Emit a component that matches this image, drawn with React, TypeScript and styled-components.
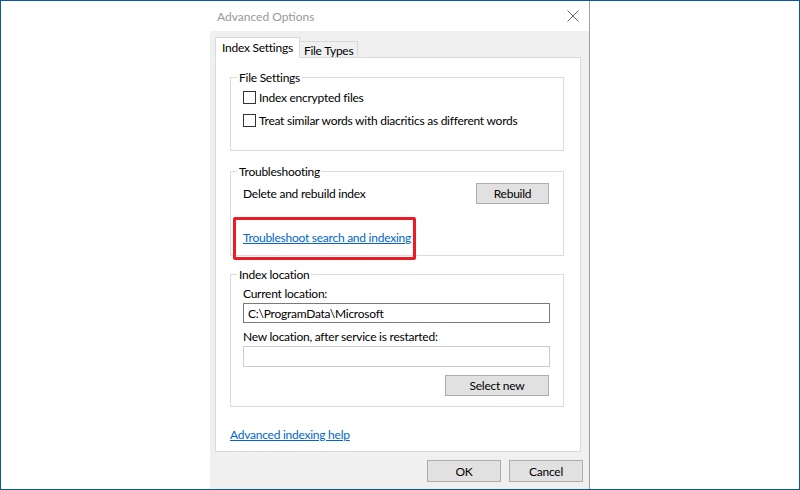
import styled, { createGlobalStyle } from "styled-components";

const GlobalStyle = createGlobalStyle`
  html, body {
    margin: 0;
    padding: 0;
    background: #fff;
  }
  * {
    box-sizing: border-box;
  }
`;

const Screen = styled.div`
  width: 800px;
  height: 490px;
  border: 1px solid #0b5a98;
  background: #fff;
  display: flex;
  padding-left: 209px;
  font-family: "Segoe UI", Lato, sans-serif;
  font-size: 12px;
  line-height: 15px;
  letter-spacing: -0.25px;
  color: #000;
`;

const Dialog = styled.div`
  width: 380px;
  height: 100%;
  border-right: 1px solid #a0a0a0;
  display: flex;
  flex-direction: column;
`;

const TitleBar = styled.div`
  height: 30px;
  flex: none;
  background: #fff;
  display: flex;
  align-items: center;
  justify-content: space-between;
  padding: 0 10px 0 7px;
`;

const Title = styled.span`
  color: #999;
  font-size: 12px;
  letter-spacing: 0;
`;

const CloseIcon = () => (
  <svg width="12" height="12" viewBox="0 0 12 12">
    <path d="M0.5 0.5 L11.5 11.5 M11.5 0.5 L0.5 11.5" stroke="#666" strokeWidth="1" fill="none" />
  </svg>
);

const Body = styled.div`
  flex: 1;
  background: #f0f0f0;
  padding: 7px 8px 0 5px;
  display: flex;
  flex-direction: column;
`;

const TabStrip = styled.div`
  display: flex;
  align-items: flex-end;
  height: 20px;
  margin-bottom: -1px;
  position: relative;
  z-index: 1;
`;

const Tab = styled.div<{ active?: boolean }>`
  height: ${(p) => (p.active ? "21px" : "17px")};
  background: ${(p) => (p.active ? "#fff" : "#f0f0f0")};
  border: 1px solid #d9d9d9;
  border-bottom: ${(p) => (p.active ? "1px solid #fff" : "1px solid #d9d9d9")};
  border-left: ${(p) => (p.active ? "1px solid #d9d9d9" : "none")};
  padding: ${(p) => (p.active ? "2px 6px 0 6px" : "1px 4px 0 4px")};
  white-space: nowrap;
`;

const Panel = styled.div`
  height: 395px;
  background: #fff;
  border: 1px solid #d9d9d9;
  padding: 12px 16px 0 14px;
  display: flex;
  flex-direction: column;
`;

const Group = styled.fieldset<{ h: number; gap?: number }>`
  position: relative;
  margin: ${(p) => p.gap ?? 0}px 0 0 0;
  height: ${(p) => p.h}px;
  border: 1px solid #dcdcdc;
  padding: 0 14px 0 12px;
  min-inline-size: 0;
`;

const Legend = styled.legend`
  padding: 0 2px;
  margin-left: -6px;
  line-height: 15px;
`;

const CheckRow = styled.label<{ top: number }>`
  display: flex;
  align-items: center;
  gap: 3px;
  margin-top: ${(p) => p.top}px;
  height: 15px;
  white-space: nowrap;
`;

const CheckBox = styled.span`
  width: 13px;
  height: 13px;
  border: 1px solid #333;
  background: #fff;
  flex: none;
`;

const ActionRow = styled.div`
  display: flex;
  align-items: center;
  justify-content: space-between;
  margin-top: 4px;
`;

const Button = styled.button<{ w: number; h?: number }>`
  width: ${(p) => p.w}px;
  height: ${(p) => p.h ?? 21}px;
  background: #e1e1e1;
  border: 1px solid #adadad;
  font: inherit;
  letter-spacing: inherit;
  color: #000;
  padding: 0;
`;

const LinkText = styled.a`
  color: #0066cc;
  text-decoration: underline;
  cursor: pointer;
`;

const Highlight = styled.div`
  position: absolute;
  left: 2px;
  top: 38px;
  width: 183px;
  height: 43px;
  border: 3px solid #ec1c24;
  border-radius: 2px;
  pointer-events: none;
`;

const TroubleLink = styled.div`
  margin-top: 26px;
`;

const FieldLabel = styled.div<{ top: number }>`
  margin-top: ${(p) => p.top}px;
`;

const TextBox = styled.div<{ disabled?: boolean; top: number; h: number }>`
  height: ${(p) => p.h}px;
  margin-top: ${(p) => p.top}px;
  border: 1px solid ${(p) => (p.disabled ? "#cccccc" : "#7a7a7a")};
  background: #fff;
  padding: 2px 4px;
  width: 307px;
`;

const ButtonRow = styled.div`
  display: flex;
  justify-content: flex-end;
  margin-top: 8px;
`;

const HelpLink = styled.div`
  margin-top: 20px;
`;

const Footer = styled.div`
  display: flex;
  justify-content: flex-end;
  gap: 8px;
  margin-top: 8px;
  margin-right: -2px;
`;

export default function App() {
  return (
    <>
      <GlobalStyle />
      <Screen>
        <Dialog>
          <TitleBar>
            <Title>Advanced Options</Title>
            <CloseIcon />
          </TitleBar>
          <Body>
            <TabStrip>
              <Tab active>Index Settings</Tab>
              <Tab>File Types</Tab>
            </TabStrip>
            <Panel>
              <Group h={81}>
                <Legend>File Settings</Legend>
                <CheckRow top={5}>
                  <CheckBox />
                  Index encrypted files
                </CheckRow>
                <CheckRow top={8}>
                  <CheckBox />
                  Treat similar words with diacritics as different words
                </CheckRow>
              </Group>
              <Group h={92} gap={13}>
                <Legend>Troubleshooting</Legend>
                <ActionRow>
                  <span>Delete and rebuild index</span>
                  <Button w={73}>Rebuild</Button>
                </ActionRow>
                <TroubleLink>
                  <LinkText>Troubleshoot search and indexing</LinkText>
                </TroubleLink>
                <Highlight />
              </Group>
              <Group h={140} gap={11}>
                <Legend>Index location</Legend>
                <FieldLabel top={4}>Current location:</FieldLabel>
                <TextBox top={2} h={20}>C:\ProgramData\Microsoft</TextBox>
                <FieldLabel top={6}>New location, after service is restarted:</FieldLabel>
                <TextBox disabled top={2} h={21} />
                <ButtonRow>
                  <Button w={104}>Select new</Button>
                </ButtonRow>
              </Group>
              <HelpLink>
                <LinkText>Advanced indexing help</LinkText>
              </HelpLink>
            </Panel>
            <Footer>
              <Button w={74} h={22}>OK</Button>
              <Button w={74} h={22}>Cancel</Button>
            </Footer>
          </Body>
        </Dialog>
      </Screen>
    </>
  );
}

> _Description of the task_
Copy out all the data exactly; skip the pictures.

> _Full output_
Emit a component that matches this image, drawn with React, TypeScript and styled-components.
import styled, { createGlobalStyle } from "styled-components";

const GlobalStyle = createGlobalStyle`
  html, body {
    margin: 0;
    padding: 0;
    background: #fff;
  }
  * {
    box-sizing: border-box;
  }
`;

const Screen = styled.div`
  width: 800px;
  height: 490px;
  border: 1px solid #0b5a98;
  background: #fff;
  display: flex;
  padding-left: 209px;
  font-family: "Segoe UI", Lato, sans-serif;
  font-size: 12px;
  line-height: 15px;
  letter-spacing: -0.25px;
  color: #000;
`;

const Dialog = styled.div`
  width: 380px;
  height: 100%;
  border-right: 1px solid #a0a0a0;
  display: flex;
  flex-direction: column;
`;

const TitleBar = styled.div`
  height: 30px;
  flex: none;
  background: #fff;
  display: flex;
  align-items: center;
  justify-content: space-between;
  padding: 0 10px 0 7px;
`;

const Title = styled.span`
  color: #999;
  font-size: 12px;
  letter-spacing: 0;
`;

const CloseIcon = () => (
  <svg width="12" height="12" viewBox="0 0 12 12">
    <path d="M0.5 0.5 L11.5 11.5 M11.5 0.5 L0.5 11.5" stroke="#666" strokeWidth="1" fill="none" />
  </svg>
);

const Body = styled.div`
  flex: 1;
  background: #f0f0f0;
  padding: 7px 8px 0 5px;
  display: flex;
  flex-direction: column;
`;

const TabStrip = styled.div`
  display: flex;
  align-items: flex-end;
  height: 20px;
  margin-bottom: -1px;
  position: relative;
  z-index: 1;
`;

const Tab = styled.div<{ active?: boolean }>`
  height: ${(p) => (p.active ? "21px" : "17px")};
  background: ${(p) => (p.active ? "#fff" : "#f0f0f0")};
  border: 1px solid #d9d9d9;
  border-bottom: ${(p) => (p.active ? "1px solid #fff" : "1px solid #d9d9d9")};
  border-left: ${(p) => (p.active ? "1px solid #d9d9d9" : "none")};
  padding: ${(p) => (p.active ? "2px 6px 0 6px" : "1px 4px 0 4px")};
  white-space: nowrap;
`;

const Panel = styled.div`
  height: 395px;
  background: #fff;
  border: 1px solid #d9d9d9;
  padding: 12px 16px 0 14px;
  display: flex;
  flex-direction: column;
`;

const Group = styled.fieldset<{ h: number; gap?: number }>`
  position: relative;
  margin: ${(p) => p.gap ?? 0}px 0 0 0;
  height: ${(p) => p.h}px;
  border: 1px solid #dcdcdc;
  padding: 0 14px 0 12px;
  min-inline-size: 0;
`;

const Legend = styled.legend`
  padding: 0 2px;
  margin-left: -6px;
  line-height: 15px;
`;

const CheckRow = styled.label<{ top: number }>`
  display: flex;
  align-items: center;
  gap: 3px;
  margin-top: ${(p) => p.top}px;
  height: 15px;
  white-space: nowrap;
`;

const CheckBox = styled.span`
  width: 13px;
  height: 13px;
  border: 1px solid #333;
  background: #fff;
  flex: none;
`;

const ActionRow = styled.div`
  display: flex;
  align-items: center;
  justify-content: space-between;
  margin-top: 4px;
`;

const Button = styled.button<{ w: number; h?: number }>`
  width: ${(p) => p.w}px;
  height: ${(p) => p.h ?? 21}px;
  background: #e1e1e1;
  border: 1px solid #adadad;
  font: inherit;
  letter-spacing: inherit;
  color: #000;
  padding: 0;
`;

const LinkText = styled.a`
  color: #0066cc;
  text-decoration: underline;
  cursor: pointer;
`;

const Highlight = styled.div`
  position: absolute;
  left: 2px;
  top: 38px;
  width: 183px;
  height: 43px;
  border: 3px solid #ec1c24;
  border-radius: 2px;
  pointer-events: none;
`;

const TroubleLink = styled.div`
  margin-top: 26px;
`;

const FieldLabel = styled.div<{ top: number }>`
  margin-top: ${(p) => p.top}px;
`;

const TextBox = styled.div<{ disabled?: boolean; top: number; h: number }>`
  height: ${(p) => p.h}px;
  margin-top: ${(p) => p.top}px;
  border: 1px solid ${(p) => (p.disabled ? "#cccccc" : "#7a7a7a")};
  background: #fff;
  padding: 2px 4px;
  width: 307px;
`;

const ButtonRow = styled.div`
  display: flex;
  justify-content: flex-end;
  margin-top: 8px;
`;

const HelpLink = styled.div`
  margin-top: 20px;
`;

const Footer = styled.div`
  display: flex;
  justify-content: flex-end;
  gap: 8px;
  margin-top: 8px;
  margin-right: -2px;
`;

export default function App() {
  return (
    <>
      <GlobalStyle />
      <Screen>
        <Dialog>
          <TitleBar>
            <Title>Advanced Options</Title>
            <CloseIcon />
          </TitleBar>
          <Body>
            <TabStrip>
              <Tab active>Index Settings</Tab>
              <Tab>File Types</Tab>
            </TabStrip>
            <Panel>
              <Group h={81}>
                <Legend>File Settings</Legend>
                <CheckRow top={5}>
                  <CheckBox />
                  Index encrypted files
                </CheckRow>
                <CheckRow top={8}>
                  <CheckBox />
                  Treat similar words with diacritics as different words
                </CheckRow>
              </Group>
              <Group h={92} gap={13}>
                <Legend>Troubleshooting</Legend>
                <ActionRow>
                  <span>Delete and rebuild index</span>
                  <Button w={73}>Rebuild</Button>
                </ActionRow>
                <TroubleLink>
                  <LinkText>Troubleshoot search and indexing</LinkText>
                </TroubleLink>
                <Highlight />
              </Group>
              <Group h={140} gap={11}>
                <Legend>Index location</Legend>
                <FieldLabel top={4}>Current location:</FieldLabel>
                <TextBox top={2} h={20}>C:\ProgramData\Microsoft</TextBox>
                <FieldLabel top={6}>New location, after service is restarted:</FieldLabel>
                <TextBox disabled top={2} h={21} />
                <ButtonRow>
                  <Button w={104}>Select new</Button>
                </ButtonRow>
              </Group>
              <HelpLink>
                <LinkText>Advanced indexing help</LinkText>
              </HelpLink>
            </Panel>
            <Footer>
              <Button w={74} h={22}>OK</Button>
              <Button w={74} h={22}>Cancel</Button>
            </Footer>
          </Body>
        </Dialog>
      </Screen>
    </>
  );
}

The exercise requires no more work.